What is being asked. Omit every picture and return the rest of the data unaltered.

Data block.
———

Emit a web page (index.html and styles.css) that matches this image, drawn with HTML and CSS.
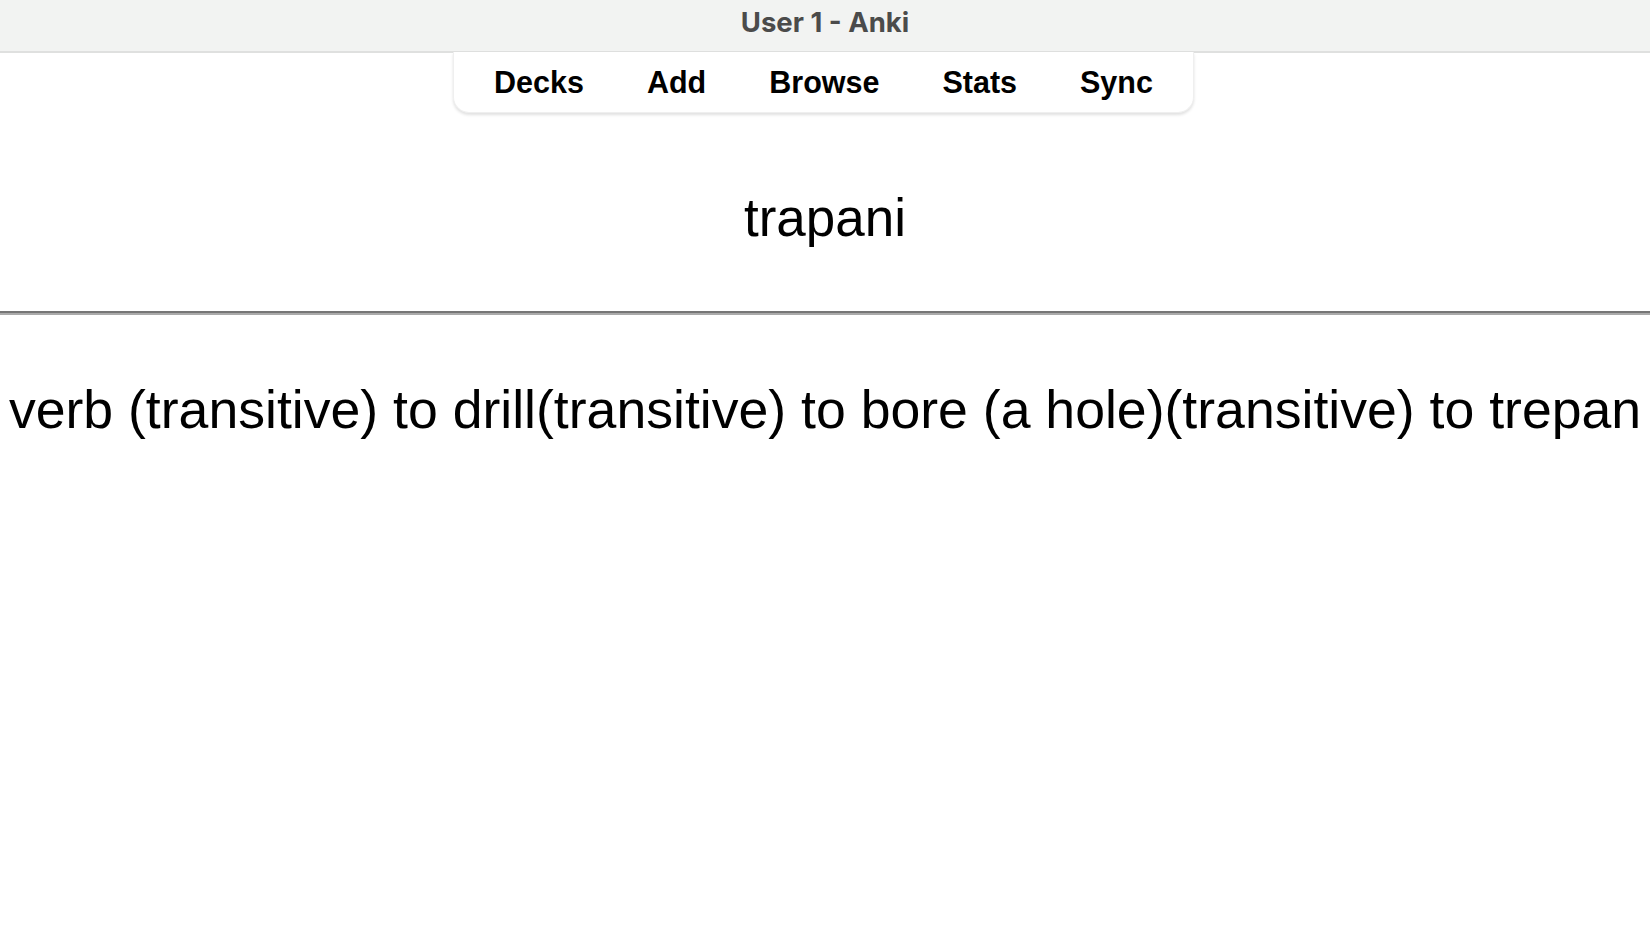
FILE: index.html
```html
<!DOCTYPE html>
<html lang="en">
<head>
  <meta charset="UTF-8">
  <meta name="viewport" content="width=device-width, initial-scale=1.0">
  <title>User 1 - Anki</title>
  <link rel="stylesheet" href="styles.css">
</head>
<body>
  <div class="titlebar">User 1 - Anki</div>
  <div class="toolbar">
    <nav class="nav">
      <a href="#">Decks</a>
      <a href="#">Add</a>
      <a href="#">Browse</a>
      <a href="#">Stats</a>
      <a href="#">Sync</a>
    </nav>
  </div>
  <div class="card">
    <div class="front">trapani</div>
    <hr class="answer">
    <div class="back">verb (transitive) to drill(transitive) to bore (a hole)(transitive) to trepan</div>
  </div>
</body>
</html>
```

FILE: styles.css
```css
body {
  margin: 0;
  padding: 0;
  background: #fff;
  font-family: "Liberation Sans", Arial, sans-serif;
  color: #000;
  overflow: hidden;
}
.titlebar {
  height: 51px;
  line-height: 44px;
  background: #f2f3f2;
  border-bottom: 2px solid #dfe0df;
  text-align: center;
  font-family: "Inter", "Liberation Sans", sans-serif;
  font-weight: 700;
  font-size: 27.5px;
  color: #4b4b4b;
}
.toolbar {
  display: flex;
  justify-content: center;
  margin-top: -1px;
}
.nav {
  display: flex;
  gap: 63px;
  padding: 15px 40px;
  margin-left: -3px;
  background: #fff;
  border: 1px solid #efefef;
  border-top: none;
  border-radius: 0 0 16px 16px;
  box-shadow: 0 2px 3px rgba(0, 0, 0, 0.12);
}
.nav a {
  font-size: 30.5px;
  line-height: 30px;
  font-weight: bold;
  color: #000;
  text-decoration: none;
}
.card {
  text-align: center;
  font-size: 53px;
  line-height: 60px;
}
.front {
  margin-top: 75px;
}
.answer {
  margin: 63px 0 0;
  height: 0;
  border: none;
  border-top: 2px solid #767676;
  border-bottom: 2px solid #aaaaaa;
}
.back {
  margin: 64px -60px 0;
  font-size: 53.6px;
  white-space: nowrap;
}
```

———

Written response.
Emit a web page (index.html and styles.css) that matches this image, drawn with HTML and CSS.
FILE: index.html
```html
<!DOCTYPE html>
<html lang="en">
<head>
  <meta charset="UTF-8">
  <meta name="viewport" content="width=device-width, initial-scale=1.0">
  <title>User 1 - Anki</title>
  <link rel="stylesheet" href="styles.css">
</head>
<body>
  <div class="titlebar">User 1 - Anki</div>
  <div class="toolbar">
    <nav class="nav">
      <a href="#">Decks</a>
      <a href="#">Add</a>
      <a href="#">Browse</a>
      <a href="#">Stats</a>
      <a href="#">Sync</a>
    </nav>
  </div>
  <div class="card">
    <div class="front">trapani</div>
    <hr class="answer">
    <div class="back">verb (transitive) to drill(transitive) to bore (a hole)(transitive) to trepan</div>
  </div>
</body>
</html>
```

FILE: styles.css
```css
body {
  margin: 0;
  padding: 0;
  background: #fff;
  font-family: "Liberation Sans", Arial, sans-serif;
  color: #000;
  overflow: hidden;
}
.titlebar {
  height: 51px;
  line-height: 44px;
  background: #f2f3f2;
  border-bottom: 2px solid #dfe0df;
  text-align: center;
  font-family: "Inter", "Liberation Sans", sans-serif;
  font-weight: 700;
  font-size: 27.5px;
  color: #4b4b4b;
}
.toolbar {
  display: flex;
  justify-content: center;
  margin-top: -1px;
}
.nav {
  display: flex;
  gap: 63px;
  padding: 15px 40px;
  margin-left: -3px;
  background: #fff;
  border: 1px solid #efefef;
  border-top: none;
  border-radius: 0 0 16px 16px;
  box-shadow: 0 2px 3px rgba(0, 0, 0, 0.12);
}
.nav a {
  font-size: 30.5px;
  line-height: 30px;
  font-weight: bold;
  color: #000;
  text-decoration: none;
}
.card {
  text-align: center;
  font-size: 53px;
  line-height: 60px;
}
.front {
  margin-top: 75px;
}
.answer {
  margin: 63px 0 0;
  height: 0;
  border: none;
  border-top: 2px solid #767676;
  border-bottom: 2px solid #aaaaaa;
}
.back {
  margin: 64px -60px 0;
  font-size: 53.6px;
  white-space: nowrap;
}
```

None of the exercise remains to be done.